Suppose that heart rates $X$ in BPM are distributed $Norm(\mu_X = 75, \sigma_X = 4).$ The upper histogram below shows $n = 500$ heart rates simulated according to that distribution The curve is the density curve of $Norm(75, 4).$
The solid vertical blue lines are at $\mu - \sigma, \mu,$ and $\mu + \sigma.$
The dotted vertical red lines are at $\bar X - S_X, \bar X,$ and $\bar X + S_X,$
computed from my fake data. The sample values match the corresponding population values fairly well.
The lower histogram shows transformed values $Y = 60/X$ (seconds between beats).
Notice that this histogram is markedly skewed to the right. This means that the
standard deviation may not be a good measure of dispersion for my $Y$s.
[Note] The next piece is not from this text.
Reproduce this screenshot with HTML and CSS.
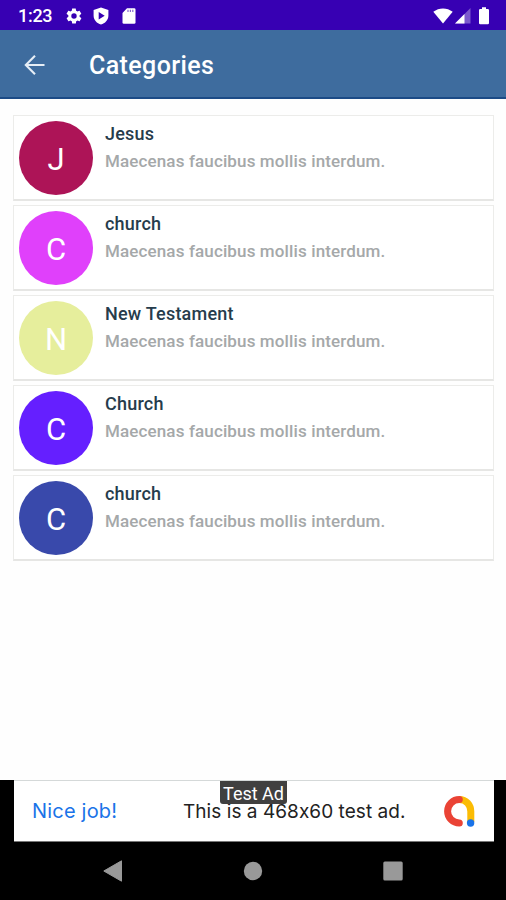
FILE: index.html
```html
<!DOCTYPE html>
<html lang="en">
<head>
    <meta charset="UTF-8">
    <meta name="viewport" content="width=device-width, initial-scale=1.0">
    <title>Categories</title>
    <link rel="stylesheet" href="styles.css">
</head>
<body>
    <div class="status-bar">
      <span class="time">1:23</span>
      <svg class="icon-gear" width="18" height="18" viewBox="0 0 24 24"><path fill="#fff" d="M19.4 13c0-.3.1-.6.1-1s0-.7-.1-1l2.1-1.600c.2-.2.2-.4.1-.6l-2-3.500c-.1-.2-.4-.3-.6-.2l-2.500 1c-.5-.4-1.100-.7-1.700-1l-.4-2.600c0-.2-.2-.4-.5-.4h-4c-.2 0-.5.2-.5.4l-.4 2.600c-.6.300-1.200.6-1.700 1l-2.500-1c-.2-.1-.5 0-.6.200l-2 3.500c-.1.200-.1.500.1.600L4.500 11c0 .3-.1.700-.1 1s0 .7.1 1l-2.100 1.600c-.2.200-.2.400-.1.600l2 3.500c.1.200.4.300.6.200l2.500-1c.5.400 1.100.7 1.700 1l.4 2.600c0 .2.200.4.500.4h4c.3 0 .5-.2.500-.4l.4-2.600c.6-.3 1.200-.6 1.700-1l2.500 1c.2.1.5 0 .6-.2l2-3.500c.1-.2.1-.5-.1-.6zM12 15.600a3.600 3.600 0 1 1 0-7.200 3.600 3.600 0 0 1 0 7.200z"/></svg>
      <svg class="icon-shield" width="16" height="18" viewBox="0 0 16 18"><path fill="#fff" fill-rule="evenodd" d="M8 .4 L15.400 3 V8.500 C15.400 13 12 16.500 8 17.600 C4 16.500 .6 13 .6 8.500 V3 Z M5.700 5 V12.400 L11.700 8.700 Z"/></svg>
      <svg class="icon-card" width="14" height="16" viewBox="0 0 14 16"><path fill="#fff" d="M5 .3 H12.200 Q13.500 .3 13.500 1.600 V14.400 Q13.500 15.700 12.200 15.700 H1.800 Q.5 15.700 .5 14.400 V5 Z"/><path stroke="#3700b3" stroke-width="1.200" stroke-opacity=".6" d="M6 1.800V4M8.400 1.800V4M10.800 1.800V4"/></svg>
      <div class="status-right">
        <svg width="20" height="16" viewBox="0 0 20 16"><path fill="#fff" d="M10 15.600 L.3 3.800 C6 -.7 14 -.7 19.700 3.800 Z"/></svg>
        <svg class="icon-signal" width="16" height="16" viewBox="0 0 16 16"><path fill="#fff" fill-opacity=".35" d="M15.500 0 V15.600 H0 Z"/><path fill="#fff" d="M9.500 6 V15.600 H0 Z"/></svg>
        <svg class="icon-battery" width="12" height="18" viewBox="0 0 12 18"><path fill="#fff" d="M4 .3 H8 V2 H9.800 Q11 2 11 3.200 V16 Q11 17.200 9.800 17.200 H2.200 Q1 17.200 1 16 V3.200 Q1 2 2.200 2 H4 Z"/></svg>
      </div>
    </div>

    <div class="app-bar">
      <svg class="back" width="22" height="22" viewBox="0 0 22 22"><path fill="none" stroke="#e6eef6" stroke-width="2.100" d="M20.500 11H2.200M11 1.800L1.800 11L11 20.200"/></svg>
      <h1>Categories</h1>
    </div>

    <div class="list">
      <div class="card">
        <div class="avatar jesus">J</div>
        <div class="info"><h2>Jesus</h2><p>Maecenas faucibus mollis interdum.</p></div>
      </div>
      <div class="card">
        <div class="avatar pink">C</div>
        <div class="info"><h2>church</h2><p>Maecenas faucibus mollis interdum.</p></div>
      </div>
      <div class="card">
        <div class="avatar lime">N</div>
        <div class="info"><h2>New Testament</h2><p>Maecenas faucibus mollis interdum.</p></div>
      </div>
      <div class="card">
        <div class="avatar violet">C</div>
        <div class="info"><h2>Church</h2><p>Maecenas faucibus mollis interdum.</p></div>
      </div>
      <div class="card">
        <div class="avatar indigo">C</div>
        <div class="info"><h2>church</h2><p>Maecenas faucibus mollis interdum.</p></div>
      </div>
    </div>

    <div class="ad-row">
      <div class="ad">
        <span class="nice">Nice job!</span>
        <span class="ad-text">This is a 468x60 test ad.</span>
        <svg class="ad-logo" width="32" height="32" viewBox="0 0 32 32">
          <path fill="none" stroke="#fbbc04" stroke-width="7" d="M16 4.500 C23.500 4.500 27.800 10 27.800 16.500 V27"/>
          <path fill="none" stroke="#ea4335" stroke-width="7" stroke-linecap="round" d="M16.300 4.500 A11.700 11.700 0 0 0 16.300 27.900"/>
          <circle cx="27.600" cy="28" r="3.700" fill="#1a73e8"/>
        </svg>
        <span class="ad-label">Test Ad</span>
      </div>
    </div>

    <div class="nav-bar">
      <svg width="20" height="22" viewBox="0 0 20 22"><path fill="#999" d="M18.500 .8 V21.200 L.8 11 Z" stroke="#999" stroke-linejoin="round"/></svg>
      <svg width="20" height="20" viewBox="0 0 20 20"><circle cx="10" cy="10" r="9.200" fill="#999"/></svg>
      <svg width="20" height="20" viewBox="0 0 20 20"><rect x=".3" y=".5" width="19.400" height="19" rx="1.500" fill="#999"/></svg>
    </div>
</body>
</html>
```
FILE: styles.css
```css
* {
  margin: 0;
  padding: 0;
  box-sizing: border-box;
}

body {
  width: 506px;
  height: 900px;
  display: flex;
  flex-direction: column;
  overflow: hidden;
  background-color: #fefefe;
  font-family: Roboto, sans-serif;
}

svg {
  display: block;
  flex-shrink: 0;
}

.status-bar {
  display: flex;
  align-items: center;
  height: 30px;
  padding: 1px 16px 0 18px;
  background-color: #3700b3;
  color: #fff;
}

.time {
  width: 47px;
  font-size: 18px;
  font-weight: 500;
  letter-spacing: -0.3px;
}

.icon-shield {
  margin-left: 10px;
}

.icon-card {
  margin-left: 13px;
}

.status-right {
  display: flex;
  align-items: center;
  margin-left: auto;
}

.icon-signal {
  margin-left: 2px;
}

.icon-battery {
  margin-left: 7px;
}

.app-bar {
  display: flex;
  align-items: center;
  height: 69px;
  padding: 2px 0 0 24px;
  background-color: #3e6c9e;
  border-bottom: 2px solid #1c4b86;
}

.app-bar h1 {
  margin: 2px 0 0 43px;
  color: #fff;
  font-size: 25px;
  font-weight: 500;
  letter-spacing: 0.4px;
}

.list {
  flex: 1;
  display: flex;
  flex-direction: column;
  gap: 4px;
  padding: 16px 12px 0 13px;
}

.card {
  display: flex;
  height: 86px;
  padding: 5px;
  background-color: #fff;
  border: 1px solid #ececea;
  border-bottom: 2px solid #e6e6e4;
}

.avatar {
  width: 74px;
  height: 74px;
  border-radius: 50%;
  color: #fff;
  font-size: 31px;
  line-height: 78px;
  text-align: center;
}

.jesus { background-color: #ad1457; }
.pink { background-color: #e040fb; }
.lime { background-color: #e6ee9c; }
.violet { background-color: #651fff; }
.indigo { background-color: #3949ab; }

.info {
  padding: 2px 0 0 12px;
}

.info h2 {
  color: #263c4c;
  font-size: 18px;
  font-weight: 500;
  line-height: 22px;
  letter-spacing: 0.22px;
}

.info p {
  margin-top: 5px;
  color: #a5a8a9;
  font-size: 17px;
  font-weight: 500;
  line-height: 22px;
  letter-spacing: 0.13px;
}

.ad-row {
  height: 62px;
  padding: 0 12px 0 14px;
  background-color: #000;
}

.ad {
  position: relative;
  display: flex;
  align-items: center;
  height: 62px;
  padding: 0 19px 0 18px;
  background-color: #fff;
  border-top: 1px solid #d5d9d9;
  border-bottom: 1px solid #777;
  font-family: Inter, sans-serif;
  font-size: 19px;
  font-feature-settings: "calt" 0;
  white-space: nowrap;
}

.nice {
  width: 151px;
  color: #1a73e8;
  font-size: 20px;
  letter-spacing: 0.2px;
}

.ad-text {
  color: #222;
  letter-spacing: 0.05px;
}

.ad-logo {
  margin-left: auto;
}

.ad-label {
  position: absolute;
  top: 0;
  left: 206px;
  width: 67px;
  height: 23px;
  border-radius: 0 0 3px 3px;
  background-color: #404040;
  color: #fff;
  font-family: Roboto, sans-serif;
  font-size: 18px;
  line-height: 25px;
  text-align: center;
}

.nav-bar {
  display: flex;
  align-items: center;
  justify-content: space-between;
  height: 58px;
  padding: 0 103px;
  background-color: #000;
}
```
The solid vertical brown lines are derived from the transformed values
$\bar Y - S_Y, \bar Y,$ and $\bar Y + S_Y.$ The dotted red lines are transforms
of the dotted red lines in the top histogram: $60/(\bar X + S_X), 60/\bar X,$
and $60/(\bar X - S_X).$
In theory, there is no reason that the red and brown lines should match.
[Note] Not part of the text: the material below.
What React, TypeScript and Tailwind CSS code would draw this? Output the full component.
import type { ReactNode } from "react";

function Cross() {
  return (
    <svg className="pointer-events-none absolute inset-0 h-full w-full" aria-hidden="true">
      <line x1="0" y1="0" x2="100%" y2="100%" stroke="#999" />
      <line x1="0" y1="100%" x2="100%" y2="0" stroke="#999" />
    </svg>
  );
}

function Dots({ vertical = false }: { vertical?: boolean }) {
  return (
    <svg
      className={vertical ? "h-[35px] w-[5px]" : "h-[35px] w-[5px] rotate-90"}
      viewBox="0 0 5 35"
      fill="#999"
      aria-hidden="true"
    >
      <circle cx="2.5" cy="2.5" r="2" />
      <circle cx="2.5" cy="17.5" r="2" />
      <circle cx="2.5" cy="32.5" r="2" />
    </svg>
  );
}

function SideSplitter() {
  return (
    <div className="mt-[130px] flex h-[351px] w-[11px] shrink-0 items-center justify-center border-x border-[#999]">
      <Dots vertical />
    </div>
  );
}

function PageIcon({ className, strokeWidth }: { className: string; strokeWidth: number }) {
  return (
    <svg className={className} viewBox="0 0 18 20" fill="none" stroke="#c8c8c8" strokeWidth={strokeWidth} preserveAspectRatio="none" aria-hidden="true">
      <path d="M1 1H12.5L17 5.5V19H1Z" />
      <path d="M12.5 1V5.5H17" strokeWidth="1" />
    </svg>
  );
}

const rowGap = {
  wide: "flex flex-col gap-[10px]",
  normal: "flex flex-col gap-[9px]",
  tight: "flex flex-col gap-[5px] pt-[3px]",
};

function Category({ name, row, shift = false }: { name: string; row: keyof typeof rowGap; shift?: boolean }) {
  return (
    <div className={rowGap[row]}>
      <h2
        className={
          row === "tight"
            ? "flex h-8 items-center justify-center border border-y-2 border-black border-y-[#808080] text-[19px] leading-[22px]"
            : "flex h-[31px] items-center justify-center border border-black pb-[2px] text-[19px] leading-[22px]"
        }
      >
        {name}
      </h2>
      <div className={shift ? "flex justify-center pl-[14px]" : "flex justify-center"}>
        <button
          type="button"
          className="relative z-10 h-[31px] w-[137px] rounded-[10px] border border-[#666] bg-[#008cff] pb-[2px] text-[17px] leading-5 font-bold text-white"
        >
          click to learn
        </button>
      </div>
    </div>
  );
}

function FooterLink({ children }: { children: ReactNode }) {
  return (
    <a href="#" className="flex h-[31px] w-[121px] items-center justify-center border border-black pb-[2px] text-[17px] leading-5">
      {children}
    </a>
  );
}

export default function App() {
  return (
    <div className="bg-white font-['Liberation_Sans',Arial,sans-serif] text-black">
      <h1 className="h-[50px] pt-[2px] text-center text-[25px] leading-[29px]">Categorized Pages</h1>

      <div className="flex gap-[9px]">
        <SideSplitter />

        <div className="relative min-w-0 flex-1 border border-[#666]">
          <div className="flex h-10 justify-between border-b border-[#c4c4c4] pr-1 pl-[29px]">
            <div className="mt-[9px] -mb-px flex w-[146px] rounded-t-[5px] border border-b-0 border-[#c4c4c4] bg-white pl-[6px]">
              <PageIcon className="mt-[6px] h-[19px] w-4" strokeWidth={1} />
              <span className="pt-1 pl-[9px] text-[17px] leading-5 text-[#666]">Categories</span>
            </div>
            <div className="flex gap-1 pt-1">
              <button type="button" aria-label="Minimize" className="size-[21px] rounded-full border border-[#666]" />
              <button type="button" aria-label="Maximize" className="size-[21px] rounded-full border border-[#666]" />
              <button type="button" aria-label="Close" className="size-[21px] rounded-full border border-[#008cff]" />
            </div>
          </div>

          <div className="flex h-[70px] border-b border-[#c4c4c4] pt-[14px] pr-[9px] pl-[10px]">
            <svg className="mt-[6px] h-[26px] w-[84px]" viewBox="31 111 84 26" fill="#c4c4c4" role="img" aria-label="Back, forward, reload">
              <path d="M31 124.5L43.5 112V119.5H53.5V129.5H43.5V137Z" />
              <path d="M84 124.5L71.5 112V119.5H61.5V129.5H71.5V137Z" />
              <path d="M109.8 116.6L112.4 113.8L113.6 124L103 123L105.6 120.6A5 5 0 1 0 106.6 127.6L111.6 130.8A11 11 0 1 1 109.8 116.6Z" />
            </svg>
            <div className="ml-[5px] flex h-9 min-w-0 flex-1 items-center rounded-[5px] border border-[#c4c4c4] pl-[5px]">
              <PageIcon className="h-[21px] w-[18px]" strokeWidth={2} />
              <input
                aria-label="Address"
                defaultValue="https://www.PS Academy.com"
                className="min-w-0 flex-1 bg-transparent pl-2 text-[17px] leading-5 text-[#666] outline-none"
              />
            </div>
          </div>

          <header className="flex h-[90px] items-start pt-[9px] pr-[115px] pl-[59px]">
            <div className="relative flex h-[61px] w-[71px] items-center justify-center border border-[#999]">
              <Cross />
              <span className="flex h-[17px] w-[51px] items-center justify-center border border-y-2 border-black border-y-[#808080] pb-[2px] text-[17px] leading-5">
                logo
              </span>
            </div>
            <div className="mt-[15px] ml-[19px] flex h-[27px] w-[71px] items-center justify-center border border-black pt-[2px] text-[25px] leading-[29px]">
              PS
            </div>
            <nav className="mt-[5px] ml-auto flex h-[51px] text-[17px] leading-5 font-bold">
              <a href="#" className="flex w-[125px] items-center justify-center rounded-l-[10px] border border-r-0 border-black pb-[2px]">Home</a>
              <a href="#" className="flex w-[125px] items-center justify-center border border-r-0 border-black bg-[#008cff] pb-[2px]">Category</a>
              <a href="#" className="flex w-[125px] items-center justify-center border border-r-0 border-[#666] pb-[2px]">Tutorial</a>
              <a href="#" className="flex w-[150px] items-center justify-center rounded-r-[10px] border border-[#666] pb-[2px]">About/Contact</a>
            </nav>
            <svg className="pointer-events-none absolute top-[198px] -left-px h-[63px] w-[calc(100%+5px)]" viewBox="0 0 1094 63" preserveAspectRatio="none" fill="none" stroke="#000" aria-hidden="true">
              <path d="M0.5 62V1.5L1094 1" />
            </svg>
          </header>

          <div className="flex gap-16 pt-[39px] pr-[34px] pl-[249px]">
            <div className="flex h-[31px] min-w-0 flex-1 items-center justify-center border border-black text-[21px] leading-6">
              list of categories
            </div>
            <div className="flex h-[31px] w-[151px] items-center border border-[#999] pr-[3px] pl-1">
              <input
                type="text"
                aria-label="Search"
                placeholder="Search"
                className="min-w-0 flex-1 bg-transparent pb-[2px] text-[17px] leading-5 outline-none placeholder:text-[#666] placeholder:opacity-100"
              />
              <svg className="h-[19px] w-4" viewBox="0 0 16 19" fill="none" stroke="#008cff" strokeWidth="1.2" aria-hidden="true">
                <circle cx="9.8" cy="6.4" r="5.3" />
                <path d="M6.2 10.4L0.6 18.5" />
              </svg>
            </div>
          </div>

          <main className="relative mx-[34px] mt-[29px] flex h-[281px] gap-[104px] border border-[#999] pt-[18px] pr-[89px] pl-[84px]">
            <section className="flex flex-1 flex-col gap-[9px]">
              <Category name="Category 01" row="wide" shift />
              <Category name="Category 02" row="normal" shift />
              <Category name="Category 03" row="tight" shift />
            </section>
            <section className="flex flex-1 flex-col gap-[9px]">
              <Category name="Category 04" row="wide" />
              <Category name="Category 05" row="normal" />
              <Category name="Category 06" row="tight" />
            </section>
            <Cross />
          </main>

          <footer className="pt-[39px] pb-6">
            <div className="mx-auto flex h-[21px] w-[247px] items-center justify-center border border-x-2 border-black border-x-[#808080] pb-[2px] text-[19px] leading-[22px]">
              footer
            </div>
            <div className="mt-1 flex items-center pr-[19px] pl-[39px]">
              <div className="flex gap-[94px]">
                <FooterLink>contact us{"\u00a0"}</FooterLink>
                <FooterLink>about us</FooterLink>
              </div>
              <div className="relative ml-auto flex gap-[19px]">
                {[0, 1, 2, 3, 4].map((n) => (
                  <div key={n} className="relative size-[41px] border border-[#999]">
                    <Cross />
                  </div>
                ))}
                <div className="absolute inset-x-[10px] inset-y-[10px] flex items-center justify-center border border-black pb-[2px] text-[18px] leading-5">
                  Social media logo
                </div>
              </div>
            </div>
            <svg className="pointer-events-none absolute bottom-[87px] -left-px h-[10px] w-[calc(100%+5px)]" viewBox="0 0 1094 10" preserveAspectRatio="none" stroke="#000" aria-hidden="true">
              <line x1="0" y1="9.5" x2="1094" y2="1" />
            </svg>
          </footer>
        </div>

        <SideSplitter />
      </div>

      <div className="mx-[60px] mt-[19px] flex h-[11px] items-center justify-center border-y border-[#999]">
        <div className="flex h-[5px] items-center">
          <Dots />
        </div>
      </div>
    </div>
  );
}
In particular, $\bar Y$ is not the same thing as $60/\bar X,$ nor is
$S_Y$ the same thing as $60/S_X.$ That is because the transformation from $X$
to $Y$ is not a linear transformation. In spite of that, at the scale of my fake
data, these values match pretty well. I believe that explains your (ill-advised) workaround.
I see that another answer has appeared as I was messing around with graphs.
It includes comments similar to ones that I was about to make: I totally
agree (+1) with @SteveKass that you need to decide for which type of data (BPM
or intervals between) the standard deviation is "important ... for judging
heart rate variability." Whichever it is, you could compute your SDs directly
for that type of data. And you should check what standard medical usage
is in making your choice. I think it is very unlikely that SDs are appropriate for both the original and the reciprocal scale, but I wouldn't care to
speculate for which scale SDs would be appropriate. (My modeling of BPMs
as normal was a convenient choice for an illustration, not necessarily
There is no guarantee that either 'BPM' or 'Time between beats' is normally
distributed, or that getting 'approximately right' SDs by a fundamentally
flawed method won't turn to disaster at some point.